The cherished Polish poet and Nobel Prize winner Wisława Szymborska passed away on Wednesday evening at her home in Kraków at the age of 88
Photo: Damian Klamka, East News
The poet's secretary released the news of her passing to the public, saying only that she had passed away in her sleep at home, among loved ones. The President of Poland spoke in tribute of the Nobel laureate, calling her the nation's "guardian spirit" whose poems "were brilliant advice, through which the world became more understandable" and found significance in the details of everyday life.
Wisława Szymborska was known throughout the world through her poetry, referred to as the 'Mozart of poetry' by the Nobel committee who gave her the prize in 1996. Her works were translated into English, French, German, Dutch, Spanish, Czech, Slovak, Swedish, Bulgarian, Albanian, Chinese and more. She was among the most popular poets in Poland, in spite of criticism at home. Abroad she was honoured with a number of distinctions, crowned by the Nobel Prize in 1996.
Never associating herself with any poetical school, she created her own craft of writing and her own language that keeps distance from great historical events, the biological conditioning of human existence, the social role of the poet, and also from philosophical systems, ideologies, truths taken on faith, habits, stereotypes and inhibitions. Hers is a language of compassion for those who have been wronged, yet it is also an expression of delight at the beauty of human life with its keen beauty, illogicality and tragedy. It is a language of well-considered judgments and muffled emotions, a language of lyricism controlled by a cold, fresh intellect, a language subjected to intellectual rigor that does not rule out sensitivity to the everyday attractions of existence. It is a language that generally remains faithful to colloquial speech while subtly widening its lexical resources. It is a language of paradox, apparently simple, but nonetheless refined and full of layered metaphors.

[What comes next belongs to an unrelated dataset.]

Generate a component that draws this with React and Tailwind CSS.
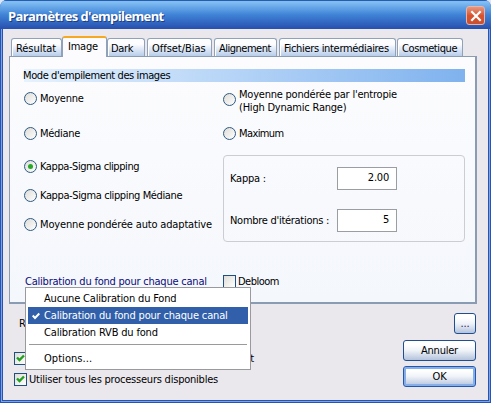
import React from 'react';

function Tab({ children, box }) {
  return (
    <div className={`h-[18px] shrink-0 rounded-t-[3px] border border-b-0 border-[#8fa2b8] bg-linear-to-b from-[#fdfdff] from-30% to-[#b7cdea] pt-[3px] leading-[13px] whitespace-nowrap shadow-[inset_1px_1px_0_#fff] ${box}`}>
      {children}
    </div>
  );
}

function Radio({ label, checked, className = '', text = '' }) {
  return (
    <div className={`flex h-[14px] items-center ${className}`}>
      <span className="flex size-[13px] shrink-0 items-center justify-center rounded-full border border-[#2c5a85] bg-linear-to-br from-[#dedcd6] to-white">
        {checked && <span className="size-[5px] rounded-full bg-[#27a827]" />}
      </span>
      <span className={`ml-[3px] whitespace-nowrap ${text}`}>{label}</span>
    </div>
  );
}

function CheckBox({ checked }) {
  return (
    <span className="flex size-[13px] shrink-0 items-center justify-center border border-[#1f5180] bg-linear-to-br from-[#dfddd7] to-white">
      {checked && (
        <svg width="9" height="9" viewBox="0 0 9 9">
          <path d="M1 3.5 3.5 6 8 1.5" fill="none" stroke="#21a121" strokeWidth="2.4" />
        </svg>
      )}
    </span>
  );
}

function Button({ children, className }) {
  return (
    <button className={`flex items-center justify-center rounded-[3px] border bg-linear-to-b from-white from-20% via-[#eff3f8] to-[#b4c3dc] leading-[13px] ${className}`}>
      {children}
    </button>
  );
}

export default function App() {
  return (
    <div className="relative flex h-[403px] w-[491px] flex-col overflow-hidden bg-[#dce6f8] font-['DejaVu_Sans_Condensed','DejaVu_Sans',sans-serif] text-[11px] leading-[13px] tracking-[-0.22px] text-black">
      <div className="flex h-full flex-col overflow-hidden rounded-t-[7px] bg-[#2754b4]">
        <header className="flex h-[29px] shrink-0 items-center justify-between border-t border-[#2a5cae] bg-linear-to-b from-[#7fbdf2] from-5% via-[#3f82d6] via-50% to-[#284fae] pr-[6px] pl-[8px]">
          <h1 className="mt-[3px] font-['Open_Sans',sans-serif] text-[13px] font-bold tracking-[-0.62px] whitespace-nowrap text-white [text-shadow:1px_1px_0_#1c3f83]">
            Paramètres d'empilement
          </h1>
          <button className="mt-[1px] flex size-[19px] items-center justify-center rounded-[3px] border border-[#e9b3a8] bg-linear-to-b from-[#e39880] via-[#d9532f] to-[#c9512f]">
            <svg width="12" height="12" viewBox="0 0 12 12">
              <path d="M1.3 1.3 10.7 10.7M10.7 1.3 1.3 10.7" stroke="#fff" strokeWidth="2.2" />
            </svg>
          </button>
        </header>

        <main className="mr-px mb-px ml-px flex flex-1 flex-col border-r border-b border-l border-[#7aa4e6]">
          <div className="flex flex-1 flex-col border-r border-b border-l border-[#2754b4] bg-[#ebe8ed]">
            <nav className="ml-[8px] flex h-[27px] items-end">
              <Tab box="w-[51px] pl-[4px] tracking-[-0.05px]">Résultat</Tab>
              <div className="z-10 -mb-px h-[21px] w-[45px] rounded-t-[3px] border-x border-t-2 border-x-[#8fa2b8] border-t-[#f6a821] bg-[#fcfcfe] pt-[2px] pl-[5px] leading-[13px]">Image</div>
              <Tab box="w-[38px] pl-[3px] tracking-[-0.3px]">Dark</Tab>
              <Tab box="ml-[2px] w-[65px] pl-[4px] tracking-[-0.03px]">Offset/Bias</Tab>
              <Tab box="ml-[2px] w-[63px] pl-[4px] tracking-[-0.5px]">Alignement</Tab>
              <Tab box="ml-[2px] w-[117px] pl-[4px] tracking-[-0.32px]">Fichiers intermédiaires</Tab>
              <Tab box="ml-px w-[66px] pl-[4px] tracking-[-0.4px]">Cosmetique</Tab>
            </nav>

            <section className="ml-[6px] h-[248px] w-[468px] shrink-0 border border-r-2 border-b-2 border-[#8a9cb4] bg-linear-to-b from-[#fcfcfe] to-[#f4f7fc] pt-[12px] pl-[14px]">
              <h2 className="h-[13px] w-[441px] bg-linear-to-r from-[#e6f2fd] to-[#7fb2ee] -indent-px tracking-[-0.4px]">Mode d'empilement des images</h2>
              <div className="flex">
                <div className="w-[199px]">
                  <Radio className="mt-[9px]" label="Moyenne" />
                  <Radio className="mt-[21px]" label="Médiane" text="tracking-[-0.3px]" />
                  <Radio className="mt-[19px]" label="Kappa-Sigma clipping" text="tracking-[-0.42px]" checked />
                  <Radio className="mt-[15px]" label="Kappa-Sigma clipping Médiane" text="tracking-[-0.38px]" />
                  <Radio className="mt-[15px]" label="Moyenne pondérée auto adaptative" text="tracking-[-0.16px]" />
                </div>
                <div>
                  <Radio className="mt-[10px]" text="mt-[4px]" label={<>Moyenne pondérée par l'entropie<br />(High Dynamic Range)</>} />
                  <Radio className="mt-[20px]" label="Maximum" text="tracking-[-0.6px]" />
                  <div className="mt-[15px] h-[87px] w-[242px] rounded-[4px] border border-[#cbcdd2] pt-[11px] pl-[6px]">
                    <div className="flex h-[23px] items-center">
                      <span className="w-[107px] whitespace-nowrap">Kappa :</span>
                      <span className="h-[23px] w-[60px] border border-[#9a9da2] bg-white pt-[3px] pr-[7px] text-right">2.00</span>
                    </div>
                    <div className="mt-[19px] flex h-[23px] items-center">
                      <span className="w-[107px] tracking-[-0.28px] whitespace-nowrap">Nombre d'itérations :</span>
                      <span className="h-[23px] w-[60px] border border-[#9a9da2] bg-white pt-[3px] pr-[7px] text-right">5</span>
                    </div>
                  </div>
                </div>
              </div>
              <div className="mt-[33px] flex h-[13px]">
                <span className="w-[199px] pl-px whitespace-nowrap text-[#0b0b78]">Calibration du fond pour chaque canal</span>
                <CheckBox />
                <span className="ml-[2px] tracking-[-0.5px]">Debloom</span>
              </div>
            </section>

            <footer className="flex justify-between pt-[9px] pr-[12px] pl-[11px]">
              <div className="w-[260px]">
                <div className="mt-[4px] ml-[5px] h-[13px]">R</div>
                <div className="mt-[22px] flex h-[13px] justify-between pr-[20px]">
                  <CheckBox checked />
                  <span>t</span>
                </div>
                <div className="mt-[8px] flex h-[13px] gap-[2px] whitespace-nowrap">
                  <CheckBox checked />
                  <span>Utiliser tous les processeurs disponibles</span>
                </div>
              </div>
              <div className="flex flex-col items-end">
                <Button className="h-[21px] w-[22px] border-[#1f4f91] text-[#3a0f55]">...</Button>
                <Button className="mt-[6px] h-[21px] w-[73px] border-[#1f4f91]">Annuler</Button>
                <Button className="mt-[5px] h-[21px] w-[73px] border-[#2356ad] shadow-[inset_0_0_0_2px_#86aee8]">OK</Button>
              </div>
            </footer>
          </div>
        </main>
      </div>

      <div className="absolute top-[287px] left-[25px] z-20 h-[83px] w-[226px] border border-[#9a9a9c] bg-white px-[2px] pt-[2px] tracking-[-0.17px]">
        <div className="h-[17px] pt-[2px] pl-[16px]">Aucune Calibration du Fond</div>
        <div className="flex h-[17px] items-center bg-[#315fa9] text-white">
          <svg className="mx-[4px]" width="8" height="8" viewBox="0 0 8 8">
            <path d="M.7 3.5 3 6 7.3 1.5" fill="none" stroke="#fff" strokeWidth="2" />
          </svg>
          <span>Calibration du fond pour chaque canal</span>
        </div>
        <div className="h-[17px] pt-[2px] pl-[16px]">Calibration RVB du fond</div>
        <div className="mx-px mt-[3px] h-px bg-[#9a9a9c]" />
        <div className="mt-[7px] pl-[16px] tracking-[0.05px]">Options...</div>
      </div>
    </div>
  );
}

Szymborska even wrote her own Epitaph not very long ago, a very contemporary vision of the attainment of peace in a digital world.
Here lies, old fashioned as parentheses,
the authoress of verse. Eternal rest
was granted her by earth, although the corpse
had failed to join the avant-garde, of course.
The plain grave? There's poetic justice in it,
this ditty-dirge, the owl, the meek cornflower
Passerby, take your PC out, press "POWER,"
think on Szymborska's fate for half a minute"
(translated by Baranczak and Cavanaugh).
Wisława Szymborska was born on the 2nd of July 1923 in what is today Kórnik near Poznań. She lived in Toruń, later Kraków, where she attended elementary school and middle school. During the war she worked for the railroad. Then she began writing her first stories and poems. After the war she studied Polish literature and sociology at the Jagiellonian University in Kraków. She worked as the editor of several literary publications before getting her first poetry collection - "This is why We Live" - published in 1952. Her debut was well received by the critics. And although the reviews from the first half of the 1950s concerned the "correct" poems later rejected by the poet and although the criticisms themselves were usually ideological, attention was paid in them to an important aspect of her work, which was confirmed by her later development: the ability to combine a personal viewpoint with a wider social perspective. After the thaw, Szymborska published the breakthrough volume "Calling Out to Yeti" in 1957. In it she moved away from committed poetry in favour of poetry with a philosophical distance, incessantly wondering at the world, suspicious of doctrines and systems.
In 1991 she received the Goethe Prize, and later the Herder Prize. In 1996 she was awarded the Nobel Prize and in 2011 she received the Order of White Eagle from the Polish government. Her last volume of poetry “Here,” was published in the United States in 2011. In his review for the New York Times, poet Charles Simic wrote, "More than any poet I can think of, Szymborska not only wants to create a poetic state in her readers, but also to tell them things they didn’t know before or never got around to thinking about". Her sensitive approach to the unavoidable aspects of the physical world, combined with a keen sense of wit, sincerity and spirit, brought about some of the most significant works of poetry of the 20th century.